Each optimization directly impacts user experience, keeping privacy intact while maintaining the instant finality investors expect.

Applying ZKPs in Tokenization Platforms: Practical Use Case

Let’s talk about a real estate tokenization platform that issues 1,000 tokens representing 10% ownership in a commercial property.

Legal documents, valuation records, and ownership certificates remain securely off chain. To maintain investor confidence and compliance, the issuer must prove legal ownership, a valuation above $5 million, and a clear title.
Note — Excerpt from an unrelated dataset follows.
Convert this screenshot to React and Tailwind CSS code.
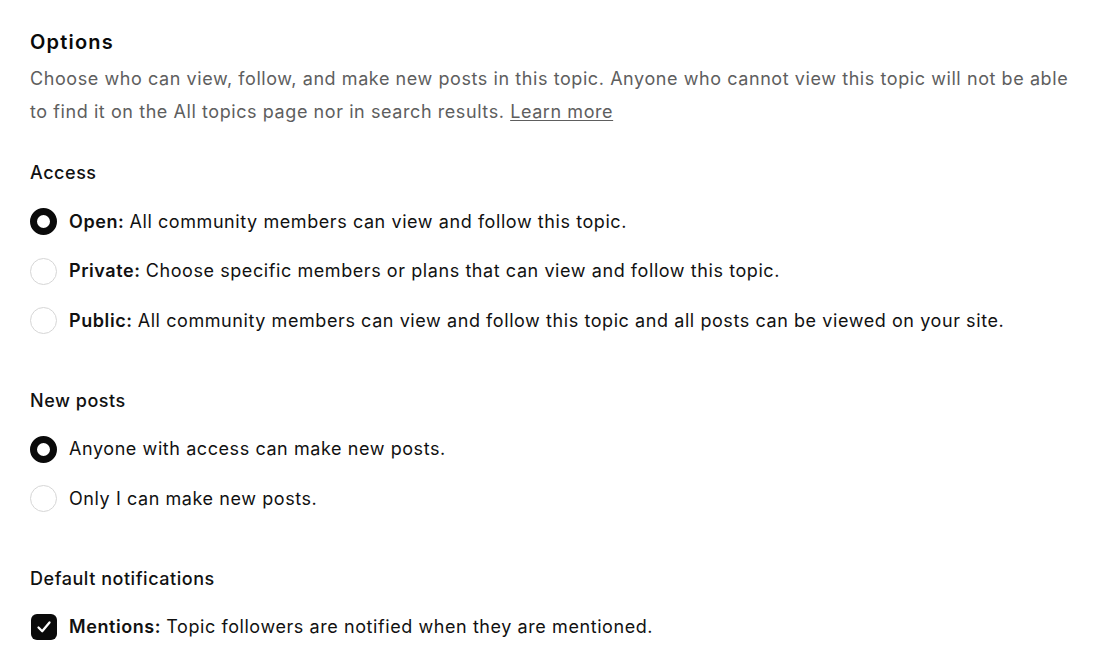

Through zero-knowledge proofs, these validations occur privately, enabling secure transfers while preserving confidentiality and on-chain verifiability.

Here is how ZKP integration to the Tokenization Platform works in this case: 

  • Token Issuance / Minting: Prove asset reserves, KYC/AML compliance, and issuer integrity in zero-knowledge.
  • Transfers / Settlements: Validate permissions (whitelists, lockups, investor categories) privately.
  • Fractional Ownership: Verify fractional holdings without revealing total positions.
  • Compliance Validation: Confirm jurisdictional or accreditation eligibility using selective disclosure credentials.
  • Proof-of-Backing: Demonstrate that the total token supply corresponds to real-world reserves without exposing specific asset details.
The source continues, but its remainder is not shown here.